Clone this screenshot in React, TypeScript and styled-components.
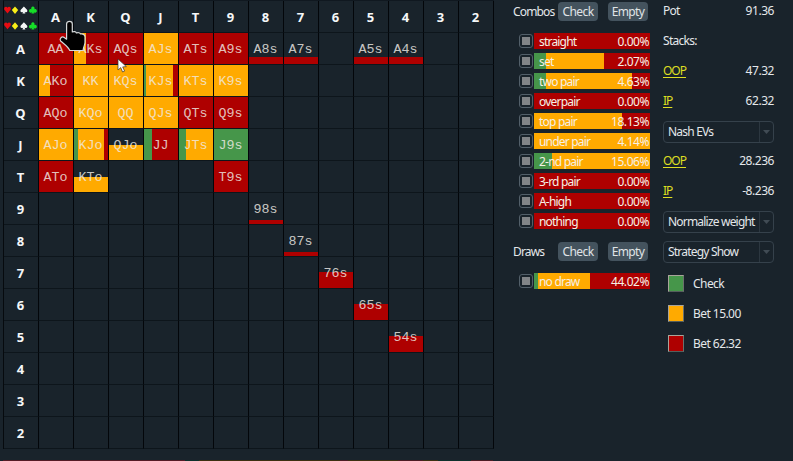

--

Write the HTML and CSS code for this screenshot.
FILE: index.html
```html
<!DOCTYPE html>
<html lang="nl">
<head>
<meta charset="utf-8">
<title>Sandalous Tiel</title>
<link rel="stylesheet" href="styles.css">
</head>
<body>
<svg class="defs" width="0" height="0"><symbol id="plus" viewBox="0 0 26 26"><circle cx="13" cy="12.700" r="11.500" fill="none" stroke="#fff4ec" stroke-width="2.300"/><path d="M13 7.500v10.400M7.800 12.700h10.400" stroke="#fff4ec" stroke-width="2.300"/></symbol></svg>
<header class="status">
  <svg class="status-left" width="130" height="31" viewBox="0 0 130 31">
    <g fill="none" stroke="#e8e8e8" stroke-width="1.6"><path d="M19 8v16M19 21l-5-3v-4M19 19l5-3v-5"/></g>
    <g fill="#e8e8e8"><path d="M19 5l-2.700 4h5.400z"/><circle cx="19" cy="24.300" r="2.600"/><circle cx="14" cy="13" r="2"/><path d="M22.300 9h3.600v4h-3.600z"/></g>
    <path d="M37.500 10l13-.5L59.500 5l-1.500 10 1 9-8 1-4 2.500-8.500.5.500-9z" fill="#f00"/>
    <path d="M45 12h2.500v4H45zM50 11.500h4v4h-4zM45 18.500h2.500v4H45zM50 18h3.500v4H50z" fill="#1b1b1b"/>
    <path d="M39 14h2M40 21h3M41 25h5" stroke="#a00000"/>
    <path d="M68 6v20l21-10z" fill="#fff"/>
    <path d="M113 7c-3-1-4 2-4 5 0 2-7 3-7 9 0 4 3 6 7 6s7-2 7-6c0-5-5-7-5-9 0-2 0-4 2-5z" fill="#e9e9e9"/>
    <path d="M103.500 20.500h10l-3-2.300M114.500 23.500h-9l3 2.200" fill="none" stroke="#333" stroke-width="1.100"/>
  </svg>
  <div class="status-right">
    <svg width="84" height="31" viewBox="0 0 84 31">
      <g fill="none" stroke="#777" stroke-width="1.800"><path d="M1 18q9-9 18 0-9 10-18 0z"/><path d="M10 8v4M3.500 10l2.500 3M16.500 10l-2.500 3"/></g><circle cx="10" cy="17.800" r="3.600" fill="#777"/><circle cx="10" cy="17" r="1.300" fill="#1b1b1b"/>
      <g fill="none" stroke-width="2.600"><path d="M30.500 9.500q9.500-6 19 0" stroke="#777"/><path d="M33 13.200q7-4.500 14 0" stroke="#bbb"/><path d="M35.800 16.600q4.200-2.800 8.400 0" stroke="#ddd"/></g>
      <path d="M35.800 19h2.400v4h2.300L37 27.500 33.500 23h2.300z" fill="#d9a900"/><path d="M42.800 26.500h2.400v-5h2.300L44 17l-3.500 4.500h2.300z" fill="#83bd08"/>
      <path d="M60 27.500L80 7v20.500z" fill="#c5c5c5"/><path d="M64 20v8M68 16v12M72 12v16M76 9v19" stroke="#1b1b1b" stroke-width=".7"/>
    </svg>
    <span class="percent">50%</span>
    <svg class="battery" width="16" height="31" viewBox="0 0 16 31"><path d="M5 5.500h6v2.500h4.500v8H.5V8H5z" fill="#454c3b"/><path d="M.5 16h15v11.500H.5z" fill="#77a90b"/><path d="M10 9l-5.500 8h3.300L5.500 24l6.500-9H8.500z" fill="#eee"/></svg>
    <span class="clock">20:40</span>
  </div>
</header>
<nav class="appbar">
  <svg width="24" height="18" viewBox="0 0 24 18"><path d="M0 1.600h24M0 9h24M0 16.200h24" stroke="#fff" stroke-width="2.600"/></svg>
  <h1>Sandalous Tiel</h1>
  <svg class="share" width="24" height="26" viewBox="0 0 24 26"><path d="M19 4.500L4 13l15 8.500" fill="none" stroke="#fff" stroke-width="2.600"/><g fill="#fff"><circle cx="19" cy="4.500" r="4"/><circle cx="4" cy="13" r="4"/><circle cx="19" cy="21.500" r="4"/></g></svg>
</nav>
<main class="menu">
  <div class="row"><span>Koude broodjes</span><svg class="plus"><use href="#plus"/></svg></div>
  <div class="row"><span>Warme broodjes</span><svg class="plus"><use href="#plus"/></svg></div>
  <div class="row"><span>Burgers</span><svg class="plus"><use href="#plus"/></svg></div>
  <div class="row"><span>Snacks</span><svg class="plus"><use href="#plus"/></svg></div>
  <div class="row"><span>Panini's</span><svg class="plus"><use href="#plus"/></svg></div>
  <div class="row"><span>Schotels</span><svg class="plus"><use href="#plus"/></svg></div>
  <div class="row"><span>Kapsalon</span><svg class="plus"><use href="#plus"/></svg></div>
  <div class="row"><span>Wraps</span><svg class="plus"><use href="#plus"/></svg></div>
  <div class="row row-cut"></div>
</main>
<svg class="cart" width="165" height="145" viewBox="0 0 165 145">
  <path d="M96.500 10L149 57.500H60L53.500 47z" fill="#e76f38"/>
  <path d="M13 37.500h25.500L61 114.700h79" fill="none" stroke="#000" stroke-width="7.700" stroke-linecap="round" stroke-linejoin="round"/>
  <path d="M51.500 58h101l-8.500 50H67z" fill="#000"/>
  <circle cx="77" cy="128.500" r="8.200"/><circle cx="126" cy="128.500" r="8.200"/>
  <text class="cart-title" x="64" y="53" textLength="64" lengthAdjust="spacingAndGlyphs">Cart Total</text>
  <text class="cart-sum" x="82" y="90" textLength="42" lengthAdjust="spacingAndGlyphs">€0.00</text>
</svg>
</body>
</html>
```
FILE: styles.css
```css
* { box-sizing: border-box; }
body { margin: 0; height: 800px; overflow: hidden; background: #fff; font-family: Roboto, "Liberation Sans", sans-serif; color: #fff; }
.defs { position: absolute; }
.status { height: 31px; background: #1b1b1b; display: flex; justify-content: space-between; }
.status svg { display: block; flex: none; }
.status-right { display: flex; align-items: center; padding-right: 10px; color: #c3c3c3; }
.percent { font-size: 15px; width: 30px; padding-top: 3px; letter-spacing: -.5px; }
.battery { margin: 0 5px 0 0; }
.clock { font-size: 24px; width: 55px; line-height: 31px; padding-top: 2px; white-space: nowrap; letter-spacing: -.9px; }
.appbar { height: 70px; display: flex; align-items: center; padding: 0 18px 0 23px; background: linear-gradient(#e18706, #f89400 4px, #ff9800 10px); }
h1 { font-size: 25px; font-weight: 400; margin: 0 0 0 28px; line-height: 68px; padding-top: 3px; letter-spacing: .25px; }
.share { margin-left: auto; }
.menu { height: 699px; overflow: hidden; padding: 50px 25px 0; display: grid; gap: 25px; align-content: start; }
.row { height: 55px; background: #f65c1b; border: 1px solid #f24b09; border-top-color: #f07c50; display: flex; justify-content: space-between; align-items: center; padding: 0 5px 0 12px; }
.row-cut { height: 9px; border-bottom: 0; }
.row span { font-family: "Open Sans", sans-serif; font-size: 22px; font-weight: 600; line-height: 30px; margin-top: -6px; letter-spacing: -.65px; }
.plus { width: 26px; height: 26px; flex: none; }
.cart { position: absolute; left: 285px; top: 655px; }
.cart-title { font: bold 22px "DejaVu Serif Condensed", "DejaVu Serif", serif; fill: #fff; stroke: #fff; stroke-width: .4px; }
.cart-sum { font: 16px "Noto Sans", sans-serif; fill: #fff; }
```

---

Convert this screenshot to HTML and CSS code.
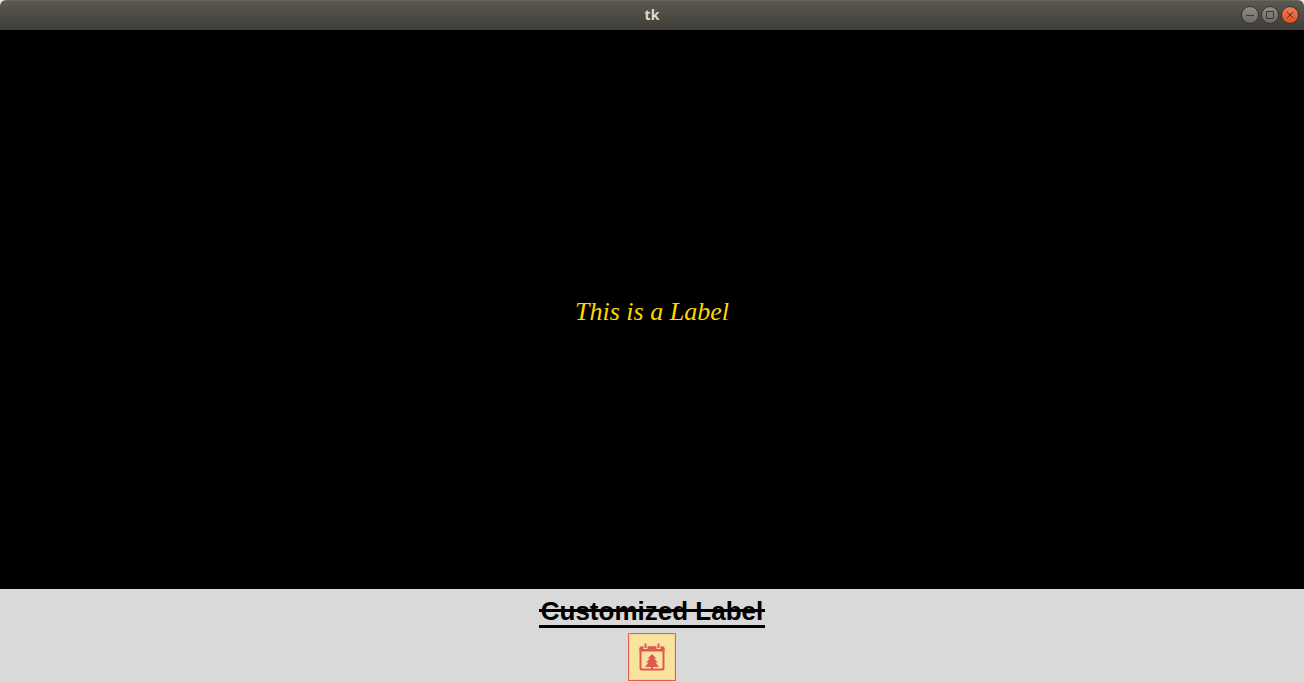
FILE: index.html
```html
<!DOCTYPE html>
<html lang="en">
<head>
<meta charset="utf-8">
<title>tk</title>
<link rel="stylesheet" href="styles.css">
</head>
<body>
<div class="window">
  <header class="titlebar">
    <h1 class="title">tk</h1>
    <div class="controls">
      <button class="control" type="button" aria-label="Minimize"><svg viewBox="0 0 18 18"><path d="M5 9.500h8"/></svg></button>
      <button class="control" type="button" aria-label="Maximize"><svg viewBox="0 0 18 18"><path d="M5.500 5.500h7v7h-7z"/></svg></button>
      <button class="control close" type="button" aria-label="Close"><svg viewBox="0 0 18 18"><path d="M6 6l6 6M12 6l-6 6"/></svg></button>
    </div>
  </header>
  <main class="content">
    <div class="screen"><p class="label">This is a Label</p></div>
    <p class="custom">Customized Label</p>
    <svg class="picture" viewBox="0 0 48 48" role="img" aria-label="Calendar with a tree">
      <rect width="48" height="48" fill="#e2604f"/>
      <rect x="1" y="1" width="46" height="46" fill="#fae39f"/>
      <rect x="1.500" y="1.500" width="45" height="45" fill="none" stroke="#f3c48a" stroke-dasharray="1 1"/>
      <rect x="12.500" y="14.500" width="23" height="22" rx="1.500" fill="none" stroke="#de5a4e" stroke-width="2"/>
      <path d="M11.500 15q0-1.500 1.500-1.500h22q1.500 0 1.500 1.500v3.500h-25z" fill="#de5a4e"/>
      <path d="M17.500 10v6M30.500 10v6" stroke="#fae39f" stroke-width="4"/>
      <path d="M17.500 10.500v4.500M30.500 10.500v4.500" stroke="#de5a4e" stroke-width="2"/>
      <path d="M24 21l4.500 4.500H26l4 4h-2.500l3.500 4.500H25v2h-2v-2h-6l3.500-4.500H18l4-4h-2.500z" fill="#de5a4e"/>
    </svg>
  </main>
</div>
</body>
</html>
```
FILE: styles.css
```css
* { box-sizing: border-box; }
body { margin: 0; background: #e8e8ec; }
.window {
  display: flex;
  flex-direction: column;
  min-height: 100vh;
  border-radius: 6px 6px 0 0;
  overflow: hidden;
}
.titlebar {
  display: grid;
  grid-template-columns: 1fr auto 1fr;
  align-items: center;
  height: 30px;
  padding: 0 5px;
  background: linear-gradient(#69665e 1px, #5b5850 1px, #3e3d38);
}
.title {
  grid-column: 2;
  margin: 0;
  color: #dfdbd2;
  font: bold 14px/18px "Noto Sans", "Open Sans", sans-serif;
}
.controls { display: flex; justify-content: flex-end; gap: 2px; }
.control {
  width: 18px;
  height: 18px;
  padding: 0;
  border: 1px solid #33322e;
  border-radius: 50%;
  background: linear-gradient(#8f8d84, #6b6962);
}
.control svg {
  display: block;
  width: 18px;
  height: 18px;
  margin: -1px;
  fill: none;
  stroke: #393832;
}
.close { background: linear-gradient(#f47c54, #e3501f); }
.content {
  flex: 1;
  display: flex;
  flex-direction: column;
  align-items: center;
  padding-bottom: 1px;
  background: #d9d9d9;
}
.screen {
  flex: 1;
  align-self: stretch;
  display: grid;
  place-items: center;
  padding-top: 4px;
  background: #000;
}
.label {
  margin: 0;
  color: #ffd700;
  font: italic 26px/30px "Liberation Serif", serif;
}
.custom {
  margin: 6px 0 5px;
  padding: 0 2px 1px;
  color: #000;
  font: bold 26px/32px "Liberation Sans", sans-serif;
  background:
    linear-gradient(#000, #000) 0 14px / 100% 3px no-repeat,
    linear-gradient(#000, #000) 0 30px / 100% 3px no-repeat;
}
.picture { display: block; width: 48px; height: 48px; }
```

Stated problem: Copy out each line of the data where the string "code" appears.

Exercise solution:
Write the HTML and CSS code for this screenshot.
Convert this screenshot to HTML and CSS code.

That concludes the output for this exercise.